::: ROWS :::

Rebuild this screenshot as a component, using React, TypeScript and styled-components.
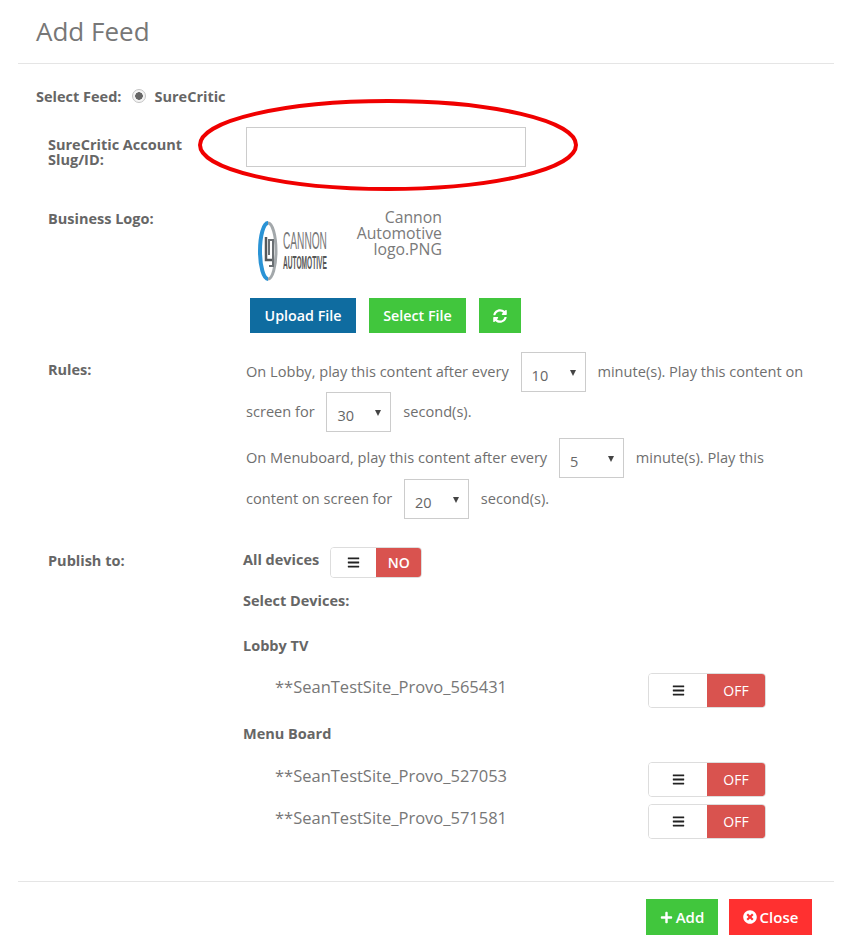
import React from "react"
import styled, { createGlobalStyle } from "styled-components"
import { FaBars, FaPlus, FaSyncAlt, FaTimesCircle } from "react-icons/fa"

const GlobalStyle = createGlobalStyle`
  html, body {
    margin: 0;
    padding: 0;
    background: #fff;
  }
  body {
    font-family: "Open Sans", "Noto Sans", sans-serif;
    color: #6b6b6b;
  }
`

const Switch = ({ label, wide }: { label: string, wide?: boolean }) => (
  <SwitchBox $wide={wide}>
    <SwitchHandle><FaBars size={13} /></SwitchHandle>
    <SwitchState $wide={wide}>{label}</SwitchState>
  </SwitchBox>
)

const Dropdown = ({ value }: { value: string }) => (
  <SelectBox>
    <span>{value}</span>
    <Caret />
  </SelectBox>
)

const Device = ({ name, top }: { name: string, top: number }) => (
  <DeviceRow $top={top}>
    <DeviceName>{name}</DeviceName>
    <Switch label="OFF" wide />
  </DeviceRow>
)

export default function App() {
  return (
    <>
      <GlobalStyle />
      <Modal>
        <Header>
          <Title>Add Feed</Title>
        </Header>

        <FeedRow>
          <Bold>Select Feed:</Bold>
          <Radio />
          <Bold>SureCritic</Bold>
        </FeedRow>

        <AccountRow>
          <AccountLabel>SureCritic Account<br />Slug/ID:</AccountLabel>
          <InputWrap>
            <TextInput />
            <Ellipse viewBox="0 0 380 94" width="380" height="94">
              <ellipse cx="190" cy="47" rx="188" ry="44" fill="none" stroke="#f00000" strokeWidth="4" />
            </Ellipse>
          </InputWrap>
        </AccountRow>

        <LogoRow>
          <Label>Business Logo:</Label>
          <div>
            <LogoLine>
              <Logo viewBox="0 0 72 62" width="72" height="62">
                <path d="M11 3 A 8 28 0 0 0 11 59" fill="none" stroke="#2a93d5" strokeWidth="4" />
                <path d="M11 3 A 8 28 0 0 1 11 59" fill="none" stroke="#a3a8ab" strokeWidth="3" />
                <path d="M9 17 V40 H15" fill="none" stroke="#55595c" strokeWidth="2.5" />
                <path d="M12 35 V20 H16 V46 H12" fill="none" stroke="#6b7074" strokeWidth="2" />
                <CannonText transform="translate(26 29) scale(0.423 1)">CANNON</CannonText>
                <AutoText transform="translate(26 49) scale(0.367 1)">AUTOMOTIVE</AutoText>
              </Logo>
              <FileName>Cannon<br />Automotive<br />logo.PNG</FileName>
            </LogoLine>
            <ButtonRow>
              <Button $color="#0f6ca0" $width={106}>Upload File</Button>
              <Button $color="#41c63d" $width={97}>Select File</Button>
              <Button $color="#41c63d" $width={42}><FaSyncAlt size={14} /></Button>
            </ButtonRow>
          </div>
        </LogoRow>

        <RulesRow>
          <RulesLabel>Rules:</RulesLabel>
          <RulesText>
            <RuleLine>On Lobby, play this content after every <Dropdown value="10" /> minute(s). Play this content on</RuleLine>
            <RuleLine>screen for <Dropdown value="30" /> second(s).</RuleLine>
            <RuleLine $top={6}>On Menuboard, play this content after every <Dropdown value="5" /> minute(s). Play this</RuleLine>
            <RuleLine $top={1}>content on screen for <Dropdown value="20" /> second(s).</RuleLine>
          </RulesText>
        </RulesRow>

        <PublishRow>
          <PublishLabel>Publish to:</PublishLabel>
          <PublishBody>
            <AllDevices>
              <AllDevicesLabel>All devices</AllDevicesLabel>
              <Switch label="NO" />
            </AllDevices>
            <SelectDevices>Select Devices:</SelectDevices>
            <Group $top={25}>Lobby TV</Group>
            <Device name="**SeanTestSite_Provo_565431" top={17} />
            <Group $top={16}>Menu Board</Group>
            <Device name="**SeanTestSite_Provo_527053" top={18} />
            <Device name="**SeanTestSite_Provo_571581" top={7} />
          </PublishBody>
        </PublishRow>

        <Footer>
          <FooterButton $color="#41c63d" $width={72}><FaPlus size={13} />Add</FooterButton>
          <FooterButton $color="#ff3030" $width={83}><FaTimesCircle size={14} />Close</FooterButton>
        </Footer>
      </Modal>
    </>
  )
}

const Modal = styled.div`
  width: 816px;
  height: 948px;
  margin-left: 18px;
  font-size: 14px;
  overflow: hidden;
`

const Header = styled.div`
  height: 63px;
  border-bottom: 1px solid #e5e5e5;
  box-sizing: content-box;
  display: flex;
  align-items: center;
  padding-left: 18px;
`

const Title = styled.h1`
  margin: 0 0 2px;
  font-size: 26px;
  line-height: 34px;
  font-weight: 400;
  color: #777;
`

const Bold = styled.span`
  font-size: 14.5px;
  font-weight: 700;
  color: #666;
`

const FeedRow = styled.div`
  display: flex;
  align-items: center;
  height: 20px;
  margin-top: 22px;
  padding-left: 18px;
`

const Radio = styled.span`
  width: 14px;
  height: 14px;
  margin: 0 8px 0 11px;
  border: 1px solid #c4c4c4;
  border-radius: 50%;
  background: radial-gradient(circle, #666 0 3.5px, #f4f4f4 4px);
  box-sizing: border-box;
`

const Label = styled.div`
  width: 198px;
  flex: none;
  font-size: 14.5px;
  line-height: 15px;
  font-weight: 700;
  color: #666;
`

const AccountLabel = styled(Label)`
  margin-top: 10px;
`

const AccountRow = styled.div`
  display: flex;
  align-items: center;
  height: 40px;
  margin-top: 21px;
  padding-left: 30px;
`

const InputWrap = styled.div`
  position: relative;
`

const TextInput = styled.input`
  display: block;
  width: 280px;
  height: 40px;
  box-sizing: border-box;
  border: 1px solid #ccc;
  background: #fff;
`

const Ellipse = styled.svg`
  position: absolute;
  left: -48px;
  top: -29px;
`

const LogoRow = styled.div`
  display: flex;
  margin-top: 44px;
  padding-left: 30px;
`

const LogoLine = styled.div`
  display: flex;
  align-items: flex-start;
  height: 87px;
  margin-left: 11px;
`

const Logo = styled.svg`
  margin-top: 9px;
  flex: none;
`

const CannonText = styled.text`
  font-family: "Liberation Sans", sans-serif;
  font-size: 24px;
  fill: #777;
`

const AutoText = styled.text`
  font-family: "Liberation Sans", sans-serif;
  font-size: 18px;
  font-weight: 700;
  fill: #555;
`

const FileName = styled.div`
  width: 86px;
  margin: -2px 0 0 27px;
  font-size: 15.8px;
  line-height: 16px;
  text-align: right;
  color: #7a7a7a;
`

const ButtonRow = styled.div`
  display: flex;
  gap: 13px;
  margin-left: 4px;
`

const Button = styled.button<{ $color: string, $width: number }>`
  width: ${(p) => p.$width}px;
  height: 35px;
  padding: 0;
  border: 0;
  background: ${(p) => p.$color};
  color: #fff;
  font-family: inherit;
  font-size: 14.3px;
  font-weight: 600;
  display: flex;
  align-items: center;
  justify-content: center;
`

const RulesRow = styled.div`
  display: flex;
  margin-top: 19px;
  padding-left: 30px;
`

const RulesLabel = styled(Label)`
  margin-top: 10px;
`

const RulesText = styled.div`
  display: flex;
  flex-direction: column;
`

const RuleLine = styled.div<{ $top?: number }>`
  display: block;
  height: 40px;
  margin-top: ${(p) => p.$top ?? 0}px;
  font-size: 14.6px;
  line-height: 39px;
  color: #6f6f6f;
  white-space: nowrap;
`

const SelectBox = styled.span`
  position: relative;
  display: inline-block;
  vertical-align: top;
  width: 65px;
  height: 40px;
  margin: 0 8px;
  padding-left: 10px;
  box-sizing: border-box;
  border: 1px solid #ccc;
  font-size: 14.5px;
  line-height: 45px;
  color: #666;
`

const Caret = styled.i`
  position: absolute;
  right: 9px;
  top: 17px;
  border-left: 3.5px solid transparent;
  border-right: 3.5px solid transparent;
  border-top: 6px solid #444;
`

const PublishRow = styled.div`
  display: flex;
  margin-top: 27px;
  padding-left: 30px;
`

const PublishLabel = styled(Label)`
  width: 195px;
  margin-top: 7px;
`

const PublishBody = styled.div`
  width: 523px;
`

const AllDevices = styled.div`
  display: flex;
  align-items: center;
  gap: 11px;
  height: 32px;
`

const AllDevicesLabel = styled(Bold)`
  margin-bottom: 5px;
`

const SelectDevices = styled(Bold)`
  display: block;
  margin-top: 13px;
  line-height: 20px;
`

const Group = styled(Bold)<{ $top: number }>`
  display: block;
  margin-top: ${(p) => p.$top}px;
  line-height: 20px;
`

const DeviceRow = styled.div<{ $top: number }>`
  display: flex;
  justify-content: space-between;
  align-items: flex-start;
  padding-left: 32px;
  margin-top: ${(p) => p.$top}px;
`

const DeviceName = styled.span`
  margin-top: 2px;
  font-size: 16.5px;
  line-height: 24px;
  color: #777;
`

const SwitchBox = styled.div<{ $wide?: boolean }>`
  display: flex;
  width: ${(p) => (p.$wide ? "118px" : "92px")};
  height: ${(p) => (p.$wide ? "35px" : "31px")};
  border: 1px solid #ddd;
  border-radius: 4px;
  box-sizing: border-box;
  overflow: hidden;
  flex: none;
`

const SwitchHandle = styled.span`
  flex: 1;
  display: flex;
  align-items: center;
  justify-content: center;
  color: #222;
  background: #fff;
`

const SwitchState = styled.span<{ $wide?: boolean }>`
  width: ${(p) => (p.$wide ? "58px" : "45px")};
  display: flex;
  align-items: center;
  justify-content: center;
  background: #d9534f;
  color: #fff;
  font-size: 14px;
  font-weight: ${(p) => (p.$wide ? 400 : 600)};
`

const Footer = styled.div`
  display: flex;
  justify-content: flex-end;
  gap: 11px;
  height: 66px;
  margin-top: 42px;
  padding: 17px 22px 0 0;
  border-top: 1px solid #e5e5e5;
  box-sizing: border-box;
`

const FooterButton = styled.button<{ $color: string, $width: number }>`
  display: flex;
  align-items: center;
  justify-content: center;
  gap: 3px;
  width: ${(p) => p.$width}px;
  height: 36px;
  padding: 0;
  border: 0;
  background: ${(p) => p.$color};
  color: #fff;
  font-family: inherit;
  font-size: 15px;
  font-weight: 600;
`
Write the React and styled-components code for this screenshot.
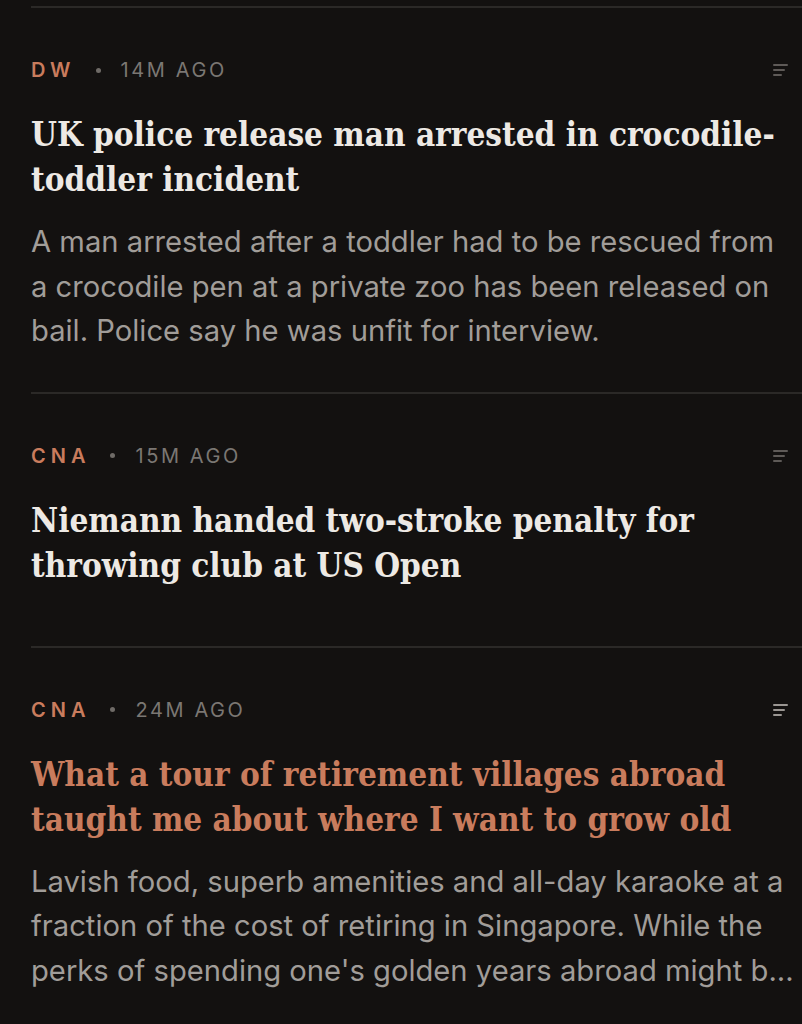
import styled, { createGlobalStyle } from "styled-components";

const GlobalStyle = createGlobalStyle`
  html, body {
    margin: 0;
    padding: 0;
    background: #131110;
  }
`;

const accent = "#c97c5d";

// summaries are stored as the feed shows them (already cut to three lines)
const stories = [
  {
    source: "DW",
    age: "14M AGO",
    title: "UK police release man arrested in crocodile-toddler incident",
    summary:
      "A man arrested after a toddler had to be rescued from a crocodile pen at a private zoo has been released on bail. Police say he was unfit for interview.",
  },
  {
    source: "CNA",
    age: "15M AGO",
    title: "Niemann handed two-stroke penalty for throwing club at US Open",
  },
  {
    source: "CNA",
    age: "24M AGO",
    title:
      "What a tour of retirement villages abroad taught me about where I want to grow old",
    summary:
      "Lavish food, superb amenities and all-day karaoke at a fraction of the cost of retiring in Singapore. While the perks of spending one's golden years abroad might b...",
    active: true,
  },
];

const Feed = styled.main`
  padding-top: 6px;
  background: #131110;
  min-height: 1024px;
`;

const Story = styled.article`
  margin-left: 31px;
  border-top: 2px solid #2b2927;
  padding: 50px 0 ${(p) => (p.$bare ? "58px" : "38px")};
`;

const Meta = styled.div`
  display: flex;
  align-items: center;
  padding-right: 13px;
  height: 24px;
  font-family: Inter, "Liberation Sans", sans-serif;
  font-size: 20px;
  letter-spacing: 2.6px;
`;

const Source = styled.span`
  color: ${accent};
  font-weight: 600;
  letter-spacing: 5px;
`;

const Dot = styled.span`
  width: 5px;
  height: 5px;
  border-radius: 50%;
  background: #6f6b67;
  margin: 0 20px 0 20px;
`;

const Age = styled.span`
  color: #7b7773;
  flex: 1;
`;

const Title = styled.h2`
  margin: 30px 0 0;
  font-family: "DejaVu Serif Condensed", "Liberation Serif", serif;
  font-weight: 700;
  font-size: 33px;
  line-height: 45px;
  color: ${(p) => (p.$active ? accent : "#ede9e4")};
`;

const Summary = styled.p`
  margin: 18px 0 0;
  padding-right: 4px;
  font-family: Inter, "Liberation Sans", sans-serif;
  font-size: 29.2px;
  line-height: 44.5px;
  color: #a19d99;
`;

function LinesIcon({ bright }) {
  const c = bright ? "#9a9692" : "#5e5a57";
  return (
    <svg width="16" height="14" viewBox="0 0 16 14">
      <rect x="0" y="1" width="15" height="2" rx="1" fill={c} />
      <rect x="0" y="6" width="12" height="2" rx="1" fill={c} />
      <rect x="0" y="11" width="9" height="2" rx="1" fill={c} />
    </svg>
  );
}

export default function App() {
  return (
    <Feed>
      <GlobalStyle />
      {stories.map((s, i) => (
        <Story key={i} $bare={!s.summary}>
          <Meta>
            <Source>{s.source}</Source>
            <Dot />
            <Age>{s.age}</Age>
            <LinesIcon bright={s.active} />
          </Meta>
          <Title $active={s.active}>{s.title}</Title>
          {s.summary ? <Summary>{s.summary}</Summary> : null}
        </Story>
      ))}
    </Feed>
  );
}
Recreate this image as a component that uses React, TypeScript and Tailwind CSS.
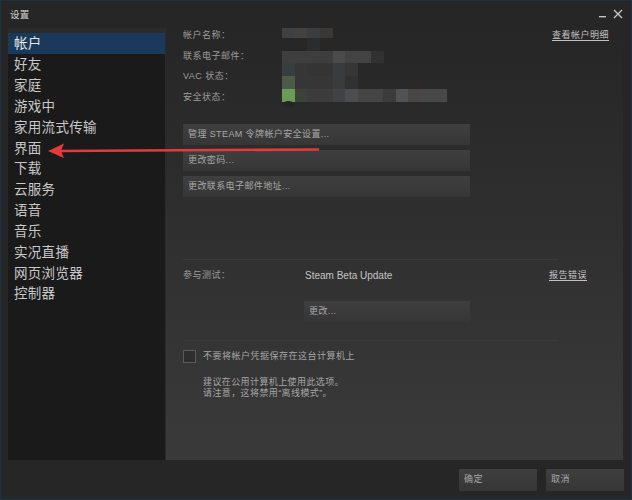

:::

* AIM
Reproduce only the lines of the records from the start up to and including the line that holds "</AccountRow>"; do not carry over any picture.

* EXERCISE OUTPUT
Rebuild this screenshot as a component, using React, TypeScript and styled-components.
import React from "react"
import styled, { createGlobalStyle } from "styled-components"
import { FaBars, FaPlus, FaSyncAlt, FaTimesCircle } from "react-icons/fa"

const GlobalStyle = createGlobalStyle`
  html, body {
    margin: 0;
    padding: 0;
    background: #fff;
  }
  body {
    font-family: "Open Sans", "Noto Sans", sans-serif;
    color: #6b6b6b;
  }
`

const Switch = ({ label, wide }: { label: string, wide?: boolean }) => (
  <SwitchBox $wide={wide}>
    <SwitchHandle><FaBars size={13} /></SwitchHandle>
    <SwitchState $wide={wide}>{label}</SwitchState>
  </SwitchBox>
)

const Dropdown = ({ value }: { value: string }) => (
  <SelectBox>
    <span>{value}</span>
    <Caret />
  </SelectBox>
)

const Device = ({ name, top }: { name: string, top: number }) => (
  <DeviceRow $top={top}>
    <DeviceName>{name}</DeviceName>
    <Switch label="OFF" wide />
  </DeviceRow>
)

export default function App() {
  return (
    <>
      <GlobalStyle />
      <Modal>
        <Header>
          <Title>Add Feed</Title>
        </Header>

        <FeedRow>
          <Bold>Select Feed:</Bold>
          <Radio />
          <Bold>SureCritic</Bold>
        </FeedRow>

        <AccountRow>
          <AccountLabel>SureCritic Account<br />Slug/ID:</AccountLabel>
          <InputWrap>
            <TextInput />
            <Ellipse viewBox="0 0 380 94" width="380" height="94">
              <ellipse cx="190" cy="47" rx="188" ry="44" fill="none" stroke="#f00000" strokeWidth="4" />
            </Ellipse>
          </InputWrap>
        </AccountRow>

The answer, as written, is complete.